I’m not
sure that we Baptists really know what to do with Remembrance Sunday. Certainly when I was the Pastor of a local
church, it caused me a great amount of internal debate each year, and I’m still
not sure that I have reached any conclusions. It seemed an unnecessary formality in the midst of an informal
service. In years past I dismissed it as
being irrelevant given the fact that none of my congregation had anyone they
ought to personally remember. As a free
church it smacked too much of state church. As those who believed in the way of peace it ran the risk of glorifying
war. As a Briton it seemed insensitive
to those of other nations – as if God were on our side. Maybe at the time I lacked enough imagination
to observe the day in a way which avoided these dangers, and enough creativity
to make the affirmations I would now wish to make. Maybe I was alone in this, but given that
even today there will be Baptist churches fully observing the day like any good
Church of Scotland, right through to those will not have even mentioned the event
(like the church I attended), seems to suggest to me that there are others who
don’t know what to make of the occasion.
I think
if I was doing things today I would wish to put my own interpretation on the
day, and make it more of
a silence to think of the horrors of war in general,
and a stand in silence and solitude against violence in all its shapes and sizes.
It seems
almost comical now, in a twisted sort of way, the notion that on the 11th
hour, of the 11th day of the 11th month an armistice was
signed to end the “war to end all wars.” The history of the last century, including the start of this present
one, demonstrates the horrible basic truth – man’s inability to live at peace
with his neighbour. But more than that –
it has demonstrated the way in which human life can be seen as a commodity to be disposed of by
those in power, for a cause that more and more often seems indeterminable. As we observe another Armistice Sunday, the
day itself mocks us – for what actually happened on that day back in 1918? Although
both sides acknowledged that World War I was over, they independently chose to
continue fighting on that final day, November 11, 1918, until the armistice hour. It has been claimed that more
men died on the final day of World War I than on D-Day a quarter-century later,
demonstrating what all war is in its essence – the pointless carnage of usually young
lives for no positive purpose, except perhaps the purposes of the politicians and those in power, a fact increasingly apparent as we engage in more
and more conflicts which lack an answer to the whole question “Why?”

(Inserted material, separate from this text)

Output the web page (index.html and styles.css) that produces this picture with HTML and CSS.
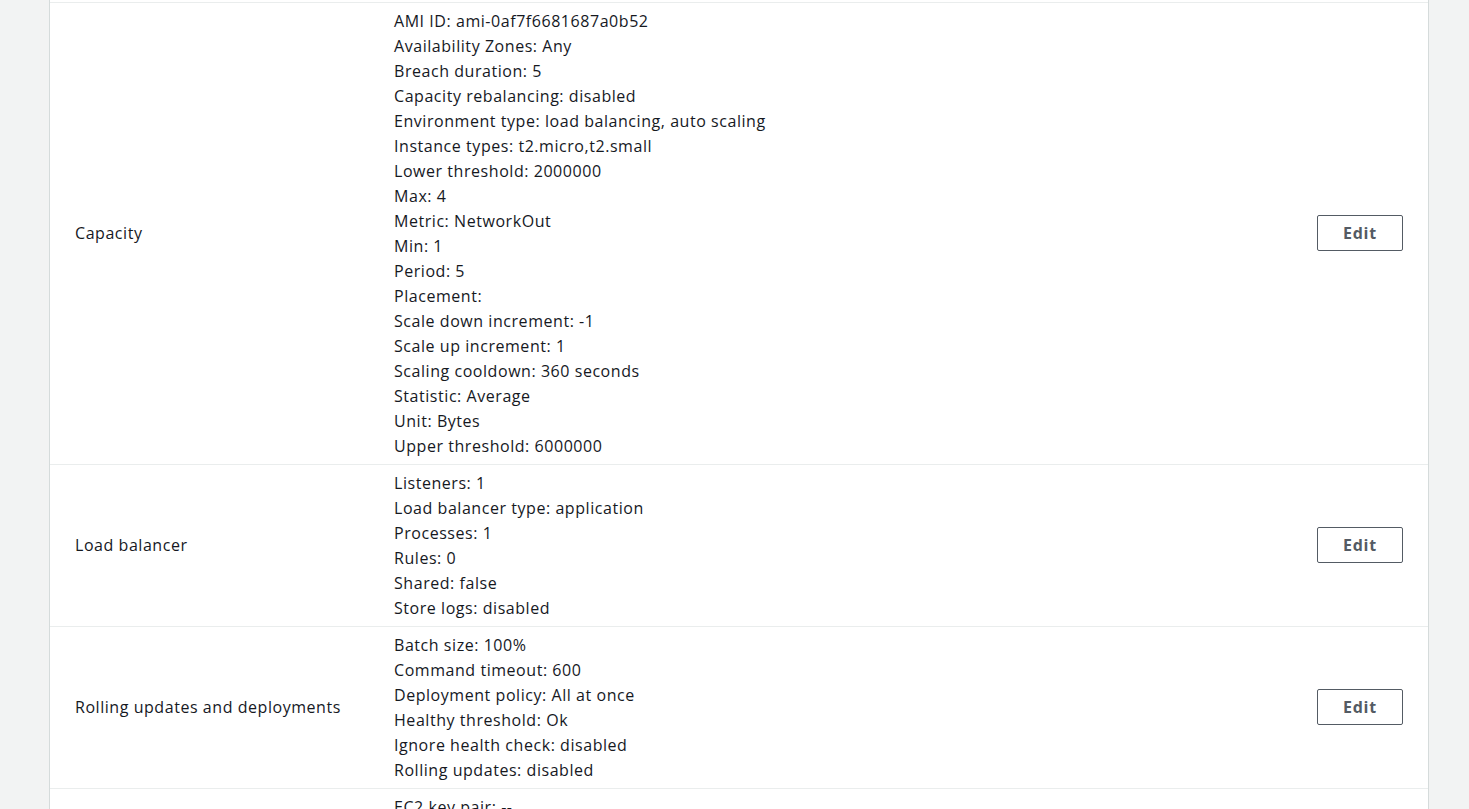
FILE: index.html
```html
<!DOCTYPE html>
<html>
<head>
<meta charset="utf-8">
<link rel="stylesheet" href="styles.css">
</head>
<body>
<div class="page">
  <div class="panel">
    <div class="row">
      <div class="label">Capacity</div>
      <div class="values">
        <div>AMI ID: ami-0af7f6681687a0b52</div>
        <div>Availability Zones: Any</div>
        <div>Breach duration: 5</div>
        <div>Capacity rebalancing: disabled</div>
        <div>Environment type: load balancing, auto scaling</div>
        <div>Instance types: t2.micro,t2.small</div>
        <div>Lower threshold: 2000000</div>
        <div>Max: 4</div>
        <div>Metric: NetworkOut</div>
        <div>Min: 1</div>
        <div>Period: 5</div>
        <div>Placement: </div>
        <div>Scale down increment: -1</div>
        <div>Scale up increment: 1</div>
        <div>Scaling cooldown: 360 seconds</div>
        <div>Statistic: Average</div>
        <div>Unit: Bytes</div>
        <div>Upper threshold: 6000000</div>
      </div>
      <div class="action"><button class="btn">Edit</button></div>
    </div>
    <div class="row">
      <div class="label">Load balancer</div>
      <div class="values">
        <div>Listeners: 1</div>
        <div>Load balancer type: application</div>
        <div>Processes: 1</div>
        <div>Rules: 0</div>
        <div>Shared: false</div>
        <div>Store logs: disabled</div>
      </div>
      <div class="action"><button class="btn">Edit</button></div>
    </div>
    <div class="row">
      <div class="label">Rolling updates and deployments</div>
      <div class="values">
        <div>Batch size: 100%</div>
        <div>Command timeout: 600</div>
        <div>Deployment policy: All at once</div>
        <div>Healthy threshold: Ok</div>
        <div>Ignore health check: disabled</div>
        <div>Rolling updates: disabled</div>
      </div>
      <div class="action"><button class="btn">Edit</button></div>
    </div>
    <div class="row">
      <div class="label"></div>
      <div class="values">
        <div>EC2 key pair: --</div>
      </div>
      <div class="action"></div>
    </div>
  </div>
</div>
</body>
</html>
```
FILE: styles.css
```css
html, body {
  margin: 0;
  padding: 0;
  background: #f2f3f3;
  height: 100%;
  overflow: hidden;
}
body {
  font-family: "Open Sans", "Liberation Sans", sans-serif;
  font-size: 16px;
  letter-spacing: 0.55px;
  color: #16191f;
}
.page {
  padding: 0 40px 0 49px;
}
.panel {
  width: 1378px;
  background: #ffffff;
  border-left: 1px solid #d5dbdb;
  border-right: 1px solid #d5dbdb;
  padding-top: 2px;
  min-height: 809px;
}
.row {
  display: flex;
  align-items: center;
  border-top: 1px solid #eaeded;
  padding: 6px 25px 5px 25px;
}
.label {
  width: 319px;
  flex: none;
  margin-bottom: 2px;
}
.values {
  flex: 1;
  line-height: 25px;
}
.action {
  flex: none;
  width: 86px;
  margin-bottom: 2px;
}
.btn {
  display: block;
  width: 86px;
  height: 36px;
  background: #fff;
  border: 1px solid #545b64;
  border-radius: 2px;
  color: #545b64;
  font-family: "Open Sans", "Liberation Sans", sans-serif;
  font-weight: 700;
  font-size: 16px;
  letter-spacing: 0.8px;
  padding: 0;
  cursor: pointer;
}
```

Below are just a few of those who have lost their lives in the past few months alone. Their families will be marking this day in a whole new way this year. Men full of life, hope and future – men who loved and were loved, who breathed in the freshness of each new day, who experienced life with all its joys and sorrows – in the same way as we do now. May God comfort those who love them. May He look down on this tragic world of broken humanity in mercy. And may the King of Peace come, and come soon.